England: The Jamie Vardy Precedent

What Jamie Vardy has achieved this year has been fun to watch.  Vardy’s much-referenced backstory and his intense, energy-based style of play makes him a welcome anachronism within the Premier League and, purely for the variation it has offered, his scoring streak and rise to prominence has been very novel.

The next question is over England and specifically whether the attributes he has traded off domestically have any value at international level.  Will he start in Spain tomorrow night?  If so, in what position?  And does he represent a valuable long-term option to Roy Hodgson? Can he help England defeat the most recent European championship winners, against the odds?

In the here and now of this international period, those are all worthy questions and they have understandably spawned a lot of debate, but within the broader context the specifics of this situation are relatively incidental. It’s not important whether Jamie Vardy succeeds or fails, merely that he’s given a proper opportunity to do one or the other.

Of course, Vardy himself will be hoping to use the upcoming friendlies to stamp his passport to the European Championships, but that - while a noble cause - is relatively incidental.

Healthier precedents need to exist around the English national team and, although it should still represent the pinnacle of a player’s career, access to that level of the game needs to be improved - or at least the notion that sustained good form can lead to a starting birth needs to be reinforced.

When Roy Hodgson talks of Jamie Vardy, he has an almost regretful tone.  It’s as if - and apologies if this does the England manager a disservice - the Leicester forward’s scoring run has created an inconvenience for him. Hodgson must realise that there’s a strong public appetite for the player’s inclusion against Spain and presumably also recognises that using him in anything other than his club position will attract criticism.

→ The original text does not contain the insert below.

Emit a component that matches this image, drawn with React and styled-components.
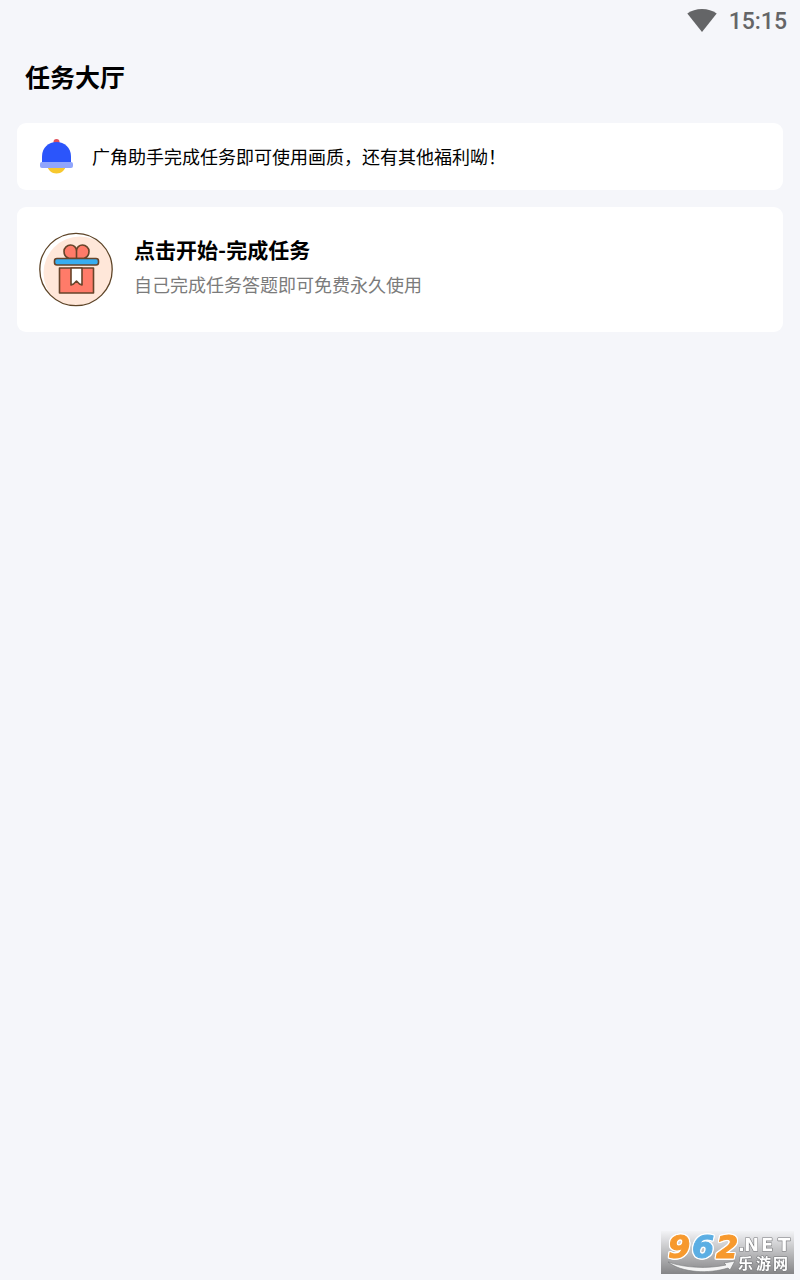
import React from 'react';
import styled, { createGlobalStyle } from 'styled-components';

const GlobalStyle = createGlobalStyle`
    * {
        box-sizing: border-box;
    }
    body {
        margin: 0;
        background-color: #f5f6fa;
        color: #000;
        font-family: Roboto, "Noto Sans CJK SC", sans-serif;
    }
`

const Page = styled.div`
    min-height: 100vh;
`

const StatusBar = styled.div`
    height: 42px;
    padding: 0 13px;
    display: flex;
    align-items: center;
    justify-content: flex-end;
    gap: 12px;
    color: #646567;
`

const Clock = styled.time`
    font-size: 23px;
    font-weight: 500;
    line-height: 26px;
    padding-top: 2px;
`

const Header = styled.header`
    padding: 19px 25px 26px;
`

const PageTitle = styled.h1`
    margin: 0;
    font-size: 25px;
    font-weight: 700;
    line-height: 36px;
`

const Content = styled.main`
    padding: 0 17px;
    display: flex;
    flex-direction: column;
    gap: 17px;
`

const Notice = styled.section`
    padding: 16px 22px 14px;
    display: flex;
    align-items: center;
    gap: 18px;
    border-radius: 9px;
    background-color: #fff;
`

const NoticeText = styled.p`
    margin: 0;
    font-size: 18px;
    line-height: 26px;
`

const TaskCard = styled.button`
    width: 100%;
    padding: 25px 22px;
    display: flex;
    align-items: flex-start;
    gap: 21px;
    border: none;
    border-radius: 9px;
    background-color: #fff;
    color: inherit;
    font-family: inherit;
    text-align: left;
    cursor: pointer;
`

const TaskText = styled.span`
    display: flex;
    flex-direction: column;
`

const TaskTitle = styled.span`
    font-size: 21px;
    font-weight: 700;
    line-height: 38px;
`

const TaskDescription = styled.span`
    color: #7b7b7b;
    font-size: 18px;
    line-height: 32px;
`

const Watermark = styled.div`
    position: fixed;
    right: 6px;
    bottom: 6px;
    display: flex;

    svg {
        overflow: visible;
    }
`

const LogoDigits = styled.g`
    font-family: "DejaVu Sans", sans-serif;
    font-size: 32px;
    font-weight: 700;
    font-style: italic;
    filter: drop-shadow(1px 0 0 #fff) drop-shadow(-1px 0 0 #fff) drop-shadow(0 1px 0 #fff) drop-shadow(0 -1px 0 #fff);
`

const LogoDigit = styled.text`
    fill: ${props => props.$color};
    stroke: ${props => props.$color};
    stroke-width: 1px;
`

const WifiIcon = () => (
    <svg width="30" height="24" viewBox="0 0 30 24" aria-hidden="true">
        <path d="M15 23 0.300 4.600C4.300 1.600 9.400 0 15 0s10.700 1.600 14.700 4.600z" fill="currentColor" />
    </svg>
)

const BellIcon = () => (
    <svg width="35" height="37" viewBox="0 0 35 37" aria-hidden="true">
        <circle cx="17.500" cy="3" r="3" fill="#e0525c" />
        <path d="M8 26h19c-1 5.500-4.500 8.500-9.500 8.500S9 31.500 8 26z" fill="#f7c82e" />
        <path d="M3 25V17.500C3 8.500 9.500 3 17.500 3S32 8.500 32 17.500V25z" fill="#2b55fb" />
        <rect x="1" y="23" width="33" height="6" rx="2" fill="#90a5fc" />
    </svg>
)

const GiftIcon = () => (
    <svg width="74" height="75" viewBox="0 0 74 75" aria-hidden="true">
        <defs>
            <clipPath id="gift-disc">
                <circle cx="37" cy="37.500" r="36" />
            </clipPath>
        </defs>
        <circle cx="41" cy="41" r="36.500" fill="#ffe7d9" clipPath="url(#gift-disc)" />
        <circle cx="37" cy="37.500" r="36.200" fill="none" stroke="#5e4427" strokeWidth="1.300" />
        <g stroke="#67442a" strokeWidth="1.600" strokeLinejoin="round">
            <path
                d="M37.500 26.500V19c0-3.500-2.700-6-6-6s-6.500 2.700-6.500 6.200c0 3.400 2 6.300 5 7.300zM37.500 26.500V19c0-3.500 2.700-6 6-6s6.500 2.700 6.500 6.200c0 3.400-2 6.300-5 7.300z"
                fill="#ff7b69"
            />
            <rect x="15.500" y="26.500" width="44" height="6.500" rx="2.500" fill="#37adf0" />
            <path d="M20.500 36h34v25h-34z" fill="#ff7b69" />
            <path d="M32 36h11v17l-2.500-1-3-3-3 3-2.500 1z" fill="#fff" />
        </g>
    </svg>
)

const SiteLogo = () => (
    <svg width="133" height="43" viewBox="0 0 133 43" role="img" aria-label="962.NET 乐游网">
        <defs>
            <linearGradient id="logo-back" x1="0" y1="0" x2="0" y2="1">
                <stop offset="0" stopColor="#f2f3f6" />
                <stop offset="0.500" stopColor="#bcbcbe" />
                <stop offset="1" stopColor="#858587" />
            </linearGradient>
        </defs>
        <path d="M0 0h133v43H0z" fill="url(#logo-back)" />
        <path
            d="M7 31c17 6 40 7 58 3l-2-2 11-2-5 9-2-2c-19 6-46 5-60-6z"
            fill="#f4f4f4"
            stroke="#77787b"
            strokeWidth="0.600"
        />
        <LogoDigits>
            <LogoDigit x="7" y="27" $color="#f7992d">9</LogoDigit>
            <LogoDigit x="31" y="27" $color="#5caee3">6</LogoDigit>
            <LogoDigit x="55" y="27" $color="#f7992d">2</LogoDigit>
        </LogoDigits>
        <g fill="#fff" stroke="#77787b" strokeWidth="1.200" paintOrder="stroke" strokeLinejoin="round">
            <text
                x="77 83 100 117"
                y="20"
                fontFamily='"DejaVu Sans", sans-serif'
                fontWeight="700"
                fontSize="18"
            >
                .NET
            </text>
            <text
                x="77 95 112"
                y="38"
                fontFamily='"Noto Sans CJK SC", sans-serif'
                fontWeight="700"
                fontSize="15"
            >
                乐游网
            </text>
        </g>
    </svg>
)

const App = () => {

    return (
        <Page>
            <GlobalStyle />
            <StatusBar>
                <WifiIcon />
                <Clock>15:15</Clock>
            </StatusBar>
            <Header>
                <PageTitle>任务大厅</PageTitle>
            </Header>
            <Content>
                <Notice>
                    <BellIcon />
                    <NoticeText>广角助手完成任务即可使用画质，还有其他福利呦！</NoticeText>
                </Notice>
                <TaskCard type="button">
                    <GiftIcon />
                    <TaskText>
                        <TaskTitle>点击开始-完成任务</TaskTitle>
                        <TaskDescription>自己完成任务答题即可免费永久使用</TaskDescription>
                    </TaskText>
                </TaskCard>
            </Content>
            <Watermark>
                <SiteLogo />
            </Watermark>
        </Page>
    )

}

export default App;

There are obvious similarities to be drawn with the Andy Johnson situation in the last decade.  Johnson wasn’t the most talented player, but he scored more Premier League goals than any other English player in 2004/05 and forced his way into Sven-Goran Eriksson’s senior squad.  Still, his international career (8 caps) bore all the hallmarks of tokenism and was comprised almost entirely of substitute appearances and run-outs in positions in which he was never likely to succeed.

Was Johnson good enough to play for England consistently?  Probably not, but nobody tried particularly hard to find out.

Vardy is unfashionable and he lacks the big-club CV of Wayne Rooney and the youthful promise of either Harry Kane or Saido Berahino, but England must still be a meritocracy and it must always reward good performances. While not a topic which needs further exploration, the modern era has repeatedly shown that certain players are protected at international level and that reputation and status often combine to lock under-performing players inside the squad.  Wayne Rooney is the most pertinent current example of that undesirable phenomenon, but there are plenty of others - as the caps list attests to.

Although there’s a logical reason as to why, the national team sometimes appears overly preoccupied with longevity.  Players are called up and used on the basis that they are likely to be fixtures in the squad for many years.  That’s very sensible, because it allows a squad’s core to grow and mature together and for chemistry to develop, but that shouldn’t be the sole governing mentality.

Jamie Vardy is twenty-eight, so he is not likely to win fifty caps, but there’s no obvious problem with England tapping into the energy that he’s currently generating.  Form and confidence are the great equalisers in professional sport and, even when they create a slightly distorted reality, those sparks can still fuel a fire.

Vardy can’t be ignored and there’s no justification for bending his England career, regardless of how brief it may be, around the egos of more senior internationals.  He is not a multi-positional player and he perhaps doesn’t possess the most varied skill-set, but he is performing to a very high standard in a certain role for his club and if his country is unwilling to replicate those conditions it would be just another instance of their capacity for self-defeat.

England are always focused on a future that never seems to arrive.  Players are indulged because of what they might do in two or three years time and poor form is tolerated in the hope that it will eventually end.  Jamie Vardy is playing well now and he is scoring goals today; flashes of lightning can be used if they’re caught and bottled.